- Venue: Beijing National Aquatics Center
- Dates: 7 September
- Competitors: 13 from 9 nations
- Winning time: 3:13.05

Medalists
- 1st place, gold medalist(s):  / Miranda Uhl / United States
- 2nd place, silver medalist(s):  / Maria Goetze / Germany
- 3rd place, bronze medalist(s):  / Natalie Jones / Great Britain

= Swimming at the 2008 Summer Paralympics – Women's 200 metre individual medley SM6 =

Event at the 2008 Summer Paralympics

The women's 200m individual medley SM6 event at the 2008 Summer Paralympics took place at the Beijing National Aquatics Center on 7 September.

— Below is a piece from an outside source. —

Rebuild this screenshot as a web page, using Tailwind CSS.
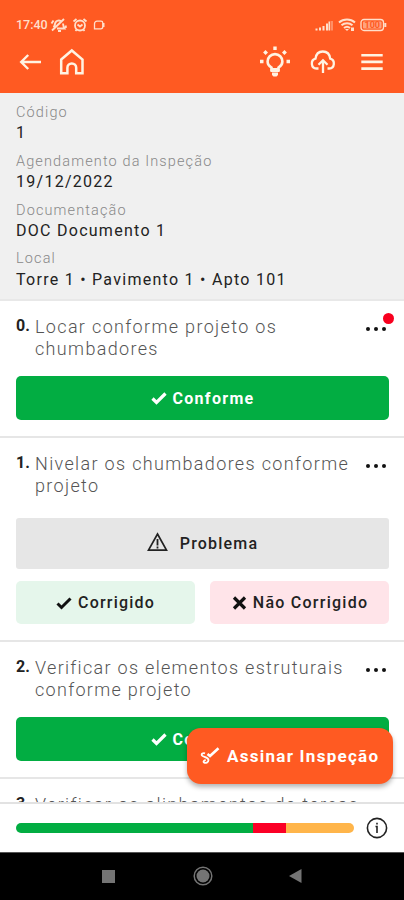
<!DOCTYPE html>
<html lang="pt-BR">

<head>
    <meta charset="UTF-8">
    <meta name="viewport" content="width=device-width, initial-scale=1.0">
    <script src="https://cdn.jsdelivr.net/npm/@tailwindcss/browser@4"></script>
    <title>Inspeção</title>
</head>

<body class="bg-white font-['Roboto',sans-serif] text-[#222]">
    <div class="relative flex flex-col w-[404px] h-[900px] overflow-hidden">
        <!-- Status bar + toolbar -->
        <header class="shrink-0 h-[93px] bg-[#ff5a22] text-[#ffdfcb]">
            <div class="flex items-center justify-between h-8 pt-[17px] pl-4 pr-[17px]">
                <div class="flex items-center">
                    <span class="text-[12.5px] leading-4 font-medium w-[34px]">17:40</span>
                    <svg class="w-[17px] h-4" viewBox="0 0 17 16" fill="none" stroke="currentColor" stroke-width="1.900">
                        <path d="M3.500 10.500C5 9 4.500 7.500 5.500 5.500 6.500 3.500 9 3 11 4M13 6.500c.2 2 .5 3.500 1.500 5H7M8 14h3M2 13.500 14 2M1.500 6.500l2-3M15.800 8.500v2.500" />
                    </svg>
                    <svg class="ml-[5px] w-4 h-4" viewBox="0 0 16 16" fill="none" stroke="currentColor" stroke-width="1.800">
                        <circle cx="8" cy="8.500" r="5" />
                        <path d="M1.500 4.500 4.500 2M14.500 4.500l-3-2.500M5.500 7.500 8 9.500l2.500-2M3.500 14l1.200-1.500M12.500 14l-1.200-1.500" />
                    </svg>
                    <svg class="ml-1 w-[14px] h-4" viewBox="0 0 14 16" fill="none" stroke="currentColor" stroke-width="1.300">
                        <path d="M9 4.200H5a2.500 2.500 0 0 0-2.500 2.500V11.800h6.300a2 2 0 0 0 2-2V6a1.800 1.800 0 0 0-1.800-1.800Z" />
                        <path fill="currentColor" stroke="none" d="M10.500 6h2v4h-2z" />
                    </svg>
                </div>
                <div class="flex items-center">
                    <svg class="w-[19px] h-4" viewBox="0 0 19 16" fill="currentColor">
                        <path d="M.5 11.500h2V13.500h-2zM4 10.500h2v3H4zM7.500 9h2v4.500h-2zM11 6.500h2v7h-2z" />
                        <path d="M13.500 4.500h1.500v9h-1.500z" />
                        <path opacity=".4" d="M15.500 4h2.500v9.500h-2.500z" />
                    </svg>
                    <svg class="ml-1 w-[18px] h-4" viewBox="0 0 18 16" fill="none" stroke="currentColor" stroke-width="2">
                        <path d="M1 5.500c4.500-4 11.500-4 16 0M3.500 8.300c3.200-2.900 7.800-2.900 11 0M6 11c2-1.700 4-1.700 6 0" />
                        <path fill="currentColor" stroke="none" d="m9 14-2-2h4zM13 10.500h3V14h-3z" />
                    </svg>
                    <svg class="ml-1 w-[27px] h-4" viewBox="0 0 27 16" fill="none" stroke="currentColor" stroke-width="1.300">
                        <rect x="1" y="2.500" width="22.500" height="11" rx="3" />
                        <rect x="3" y="4.500" width="18.500" height="7" rx="1" fill="currentColor" fill-opacity=".55" stroke="none" />
                        <path stroke-width="2" d="M25.300 6v4" />
                        <text x="12.300" y="11.200" text-anchor="middle" font-size="9" font-weight="700" fill="#ff5a22" stroke="none">100</text>
                    </svg>
                </div>
            </div>
            <div class="flex items-center h-[60px] pl-[19px] pr-5 text-[#fff3e2]">
                <svg class="w-6 h-6" viewBox="0 0 24 24" fill="none" stroke="currentColor" stroke-width="2.400">
                    <path d="M22 12H2.500M9.200 5l-7 7 7 7" />
                </svg>
                <svg class="ml-4 w-[26px] h-[28px]" viewBox="0 0 26 28" fill="none" stroke="currentColor" stroke-width="2.500">
                    <path d="M2.200 11.500 12.800 2.500l10.700 9V25.300h-6.300v-5.500a4.400 4.400 0 0 0-8.800 0v5.500H2.200z" />
                </svg>
                <svg class="ml-auto w-8 h-8" viewBox="0 0 32 32" fill="none" stroke="currentColor" stroke-width="2.600">
                    <path d="M12.500 24v-2.500c-2.500-1.500-3.900-3.200-3.900-6a7.400 7.400 0 0 1 14.800 0c0 2.800-1.400 4.500-3.900 6V24z" />
                    <path fill="currentColor" stroke="none" d="M11.500 22h9v4h-9zM13 26.500h6v2.500l-1.500 1.500h-3L13 29z" />
                    <path stroke-width="3.400" d="M16 .5v3.500M1 15.500h3.500M27.500 15.500H31M5.300 5.300l2.500 2.500M26.700 5.300l-2.500 2.500" />
                </svg>
                <svg class="ml-[19px] w-[26px] h-6" viewBox="0 0 26 24" fill="none" stroke="currentColor" stroke-width="2.300">
                    <path d="M8.500 18.500H6.500a5 5 0 0 1-1-9.800C6 4.500 8.500 1.500 12.800 1.500S19.700 4.500 20.200 8.700a5 5 0 0 1-1 9.800H17.500" />
                    <path d="M13 23V10.500M8.500 14.800 13 10.300l4.500 4.500" />
                </svg>
                <svg class="ml-6 w-[24px] h-5" viewBox="0 0 24 20" stroke="currentColor" stroke-width="2.600">
                    <path d="M1.300 3.200h21.400M1.300 9.900h21.400M1.300 16.600h21.400" />
                </svg>
            </div>
        </header>

        <!-- Dados da inspeção -->
        <section class="shrink-0 h-[208px] px-4 pt-[10px] bg-[#f0f0f0] border-b-2 border-[#e8e8e8]">
            <div class="h-[48.8px]">
                <p class="text-[14.5px] leading-5 tracking-[1.13px] font-light text-[#888]">Código</p>
                <p class="text-base leading-5 tracking-[1.27px]">1</p>
            </div>
            <div class="h-[48.8px]">
                <p class="text-[14.5px] leading-5 tracking-[1.13px] font-light text-[#888]">Agendamento da Inspeção</p>
                <p class="text-base leading-5 tracking-[1.27px]">19/12/2022</p>
            </div>
            <div class="h-[48.8px]">
                <p class="text-[14.5px] leading-5 tracking-[1.13px] font-light text-[#888]">Documentação</p>
                <p class="text-base leading-5 tracking-[1.27px]">DOC Documento 1</p>
            </div>
            <div class="h-[48.8px]">
                <p class="text-[14.5px] leading-5 tracking-[1.13px] font-light text-[#888]">Local</p>
                <p class="text-base leading-[21px] tracking-[1.27px]">Torre 1 • Pavimento 1 • Apto 101</p>
            </div>
        </section>

        <!-- Itens -->
        <main class="flex-1 min-h-0 overflow-hidden">
            <article class="pt-[15px] pb-4 pl-4 pr-[15px] border-b-2 border-[#e6e6e6]">
                <div class="flex items-start">
                    <span class="w-[19px] shrink-0 text-base leading-5 font-bold">0.</span>
                    <h2 class="flex-1 text-lg leading-[22px] tracking-[1.34px] font-light text-[#555]">Locar conforme projeto os<br>chumbadores</h2>
                    <div class="relative mt-[11px] mr-[3px] flex gap-1">
                        <i class="size-1 rounded-full bg-[#111]"></i>
                        <i class="size-1 rounded-full bg-[#111]"></i>
                        <i class="size-1 rounded-full bg-[#111]"></i>
                        <i class="absolute left-[17px] -top-[14px] size-[11px] rounded-full bg-[#f8001f]"></i>
                    </div>
                </div>
                <button class="mt-4 flex items-center justify-center w-full h-11 rounded-[5px] bg-[#02ad42] text-white">
                    <svg class="w-4 h-4 mr-[6px]" viewBox="0 0 16 16" fill="none" stroke="currentColor" stroke-width="3.200">
                        <path d="m1.500 8.500 4 4L14.500 3.500" />
                    </svg>
                    <span class="pt-px text-base font-bold tracking-[1.3px]">Conforme</span>
                </button>
            </article>

            <article class="pt-[15px] pb-4 pl-4 pr-[15px] border-b-2 border-[#e6e6e6]">
                <div class="flex items-start">
                    <span class="w-[19px] shrink-0 text-base leading-5 font-bold">1.</span>
                    <h2 class="flex-1 text-lg leading-[22px] tracking-[1.34px] font-light text-[#555] whitespace-nowrap">Nivelar os chumbadores conforme<br>projeto</h2>
                    <div class="mt-[11px] mr-[3px] flex gap-1">
                        <i class="size-1 rounded-full bg-[#111]"></i>
                        <i class="size-1 rounded-full bg-[#111]"></i>
                        <i class="size-1 rounded-full bg-[#111]"></i>
                    </div>
                </div>
                <button class="mt-[21px] flex items-center justify-center w-full h-[51px] rounded-[3px] bg-[#e6e6e6]">
                    <svg class="w-[21px] h-5 mr-3 -mt-1" viewBox="0 0 21 20" fill="none" stroke="#222" stroke-width="1.700">
                        <path d="M10.500 2 19.500 18.200h-18z" />
                        <path stroke-width="1.800" d="M10.500 7v6.500M10.500 14.500v2" />
                    </svg>
                    <span class="text-base font-medium tracking-[1.2px]">Problema</span>
                </button>
                <div class="mt-3 grid grid-cols-2 gap-[15px]">
                    <button class="flex items-center justify-center h-[43px] rounded-[5px] bg-[#e5f6eb]">
                        <svg class="w-4 h-4 mr-[6px]" viewBox="0 0 16 16" fill="none" stroke="#111" stroke-width="3">
                            <path d="m1.500 8.500 4 4L14.500 3.500" />
                        </svg>
                        <span class="text-base font-medium tracking-[1.2px]">Corrigido</span>
                    </button>
                    <button class="flex items-center justify-center h-[43px] rounded-[5px] bg-[#ffe4e9]">
                        <svg class="w-[15px] h-4 ml-px mr-[6px]" viewBox="0 0 15 16" fill="none" stroke="#111" stroke-width="3.200">
                            <path d="m2 2.500 11 11M13 2.500l-11 11" />
                        </svg>
                        <span class="text-base font-medium tracking-[1.25px]">Não Corrigido</span>
                    </button>
                </div>
            </article>

            <article class="pt-[15px] pb-4 pl-4 pr-[15px] border-b-2 border-[#e6e6e6]">
                <div class="flex items-start">
                    <span class="w-[19px] shrink-0 text-base leading-5 font-bold">2.</span>
                    <h2 class="flex-1 text-lg leading-[22px] tracking-[1.3px] font-light text-[#555] whitespace-nowrap">Verificar os elementos estruturais<br>conforme projeto</h2>
                    <div class="mt-[11px] mr-[3px] flex gap-1">
                        <i class="size-1 rounded-full bg-[#111]"></i>
                        <i class="size-1 rounded-full bg-[#111]"></i>
                        <i class="size-1 rounded-full bg-[#111]"></i>
                    </div>
                </div>
                <button class="mt-4 flex items-center justify-center w-full h-11 rounded-[5px] bg-[#02ad42] text-white">
                    <svg class="w-4 h-4 mr-[6px]" viewBox="0 0 16 16" fill="none" stroke="currentColor" stroke-width="3.200">
                        <path d="m1.500 8.500 4 4L14.500 3.500" />
                    </svg>
                    <span class="pt-px text-base font-bold tracking-[1.3px]">Conforme</span>
                </button>
            </article>

            <article class="pt-[15px] pl-4 pr-[15px]">
                <div class="flex items-start">
                    <span class="w-[19px] shrink-0 text-base leading-5 font-bold">3.</span>
                    <h2 class="flex-1 text-lg leading-[22px] tracking-[1.34px] font-light text-[#555] whitespace-nowrap">Verificar os alinhamentos de terças</h2>
                </div>
            </article>
        </main>

        <!-- Progresso -->
        <footer class="shrink-0 flex items-center h-[50px] pl-4 pr-4 border-t-2 border-[#e2e2e2] bg-white">
            <div class="flex w-[338px] h-[10px] -mt-px rounded-full overflow-hidden">
                <div class="bg-[#02ad42]" style="width: 70%"></div>
                <div class="bg-[#fb0026]" style="width: 10%"></div>
                <div class="bg-[#ffb54a]" style="width: 20%"></div>
            </div>
            <svg class="ml-auto w-[22px] h-[22px] -mt-px" viewBox="0 0 22 22" fill="none" stroke="#222" stroke-width="1.600">
                <circle cx="11" cy="11" r="9.600" />
                <path d="M9.500 9.500H11V16M11 5.800v1.800" />
            </svg>
        </footer>

        <!-- Navegação do sistema -->
        <nav class="shrink-0 h-12 bg-black border-t border-[#555] flex items-center pl-[102px]">
            <div class="size-[13px] -mt-px bg-[#747474]"></div>
            <svg class="ml-[78px] -mt-px w-5 h-5" viewBox="0 0 20 20" fill="none" stroke="#747474">
                <circle cx="10" cy="10" r="8.800" stroke-width="1.500" />
                <circle cx="10" cy="10" r="6.500" fill="#747474" stroke="none" />
            </svg>
            <svg class="ml-[76px] -mt-px w-[13px] h-[14px]" viewBox="0 0 13 14" fill="#747474">
                <path d="M0 7 12.500 0v14z" />
            </svg>
        </nav>

        <!-- Botão flutuante -->
        <button class="absolute left-[187px] top-[728px] flex items-center w-[206px] h-[56px] pl-[13px] rounded-[14px] bg-[#ff5a22] text-white shadow-[0_3px_5px_rgba(0,0,0,0.3)]">
            <svg class="w-5 h-[18px] mr-[7px]" viewBox="0 0 20 18" fill="none" stroke="currentColor" stroke-width="1.800">
                <path d="M5 6.300C3 5.500 1 6.800 2 8.500c1 1.500 6.500 1.500 6.500 4.500 0 2.500-3 3.500-4.500 2.500-1-.8 0-2.200 1.800-2.300" />
                <path stroke-width="2.600" d="m7.500 7 2.500 2L18.500 1.200" />
            </svg>
            <span class="pt-px text-[17px] font-bold tracking-[1.27px] whitespace-nowrap">Assinar Inspeção</span>
        </button>
    </div>
</body>

</html>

There were two heats; the swimmers with the eight fastest times advanced to the final.

==Results==

===Heats===
Competed from 10:07.

====Heat 1====

| Rank | Name | Nationality | Time | Notes |
|---|---|---|---|---|
| 1 | Miranda Uhl | United States | 3:16.95 | Q, PR |
| 2 | Nyree Lewis | Great Britain | 3:26.94 | Q |
| 3 | Sarah Rose | Australia | 3:30.68 | Q |
| 4 | Anastasia Diodorova | Russia | 3:33.32 | Q |
| 5 | Florence Lancial | France | 3:54.35 |  |
| 6 | Casey Johnson | United States | 3:56.80 |  |

====Heat 2====

| Rank | Name | Nationality | Time | Notes |
|---|---|---|---|---|
| 1 | Jiang Fuying | China | 3:18.17 | Q |
| 2 | Eleanor Simmonds | Great Britain | 3:19.91 | Q |
| 3 | Natalie Jones | Great Britain | 3:21.34 | Q |
| 4 | Maria Goetze | Germany | 3:25.03 | Q |
| 5 | Natallia Shavel | Belarus | 3:40.74 |  |
| 6 | Sarah Bowen | Australia | 3:40.89 |  |
| 7 | Fanni Illes | Hungary | 3:58.59 |  |

===Final===
Competed at 18:46.

| Rank | Name | Nationality | Time | Notes |
|---|---|---|---|---|
| 1st place, gold medalist(s) | Miranda Uhl | United States | 3:13.05 | WR |
| 2nd place, silver medalist(s) | Maria Goetze | Germany | 3:14.59 |  |
| 3rd place, bronze medalist(s) | Natalie Jones | Great Britain | 3:15.20 |  |
| 4 | Jiang Fuying | China | 3:15.23 |  |
| 5 | Eleanor Simmonds | Great Britain | 3:18.41 |  |
| 6 | Nyree Lewis | Great Britain | 3:23.93 |  |
| 7 | Sarah Rose | Australia | 3:29.54 |  |
| 8 | Anastasia Diodorova | Russia | 3:33.24 |  |

Q = qualified for final. WR = World Record. PR = Paralympic Record.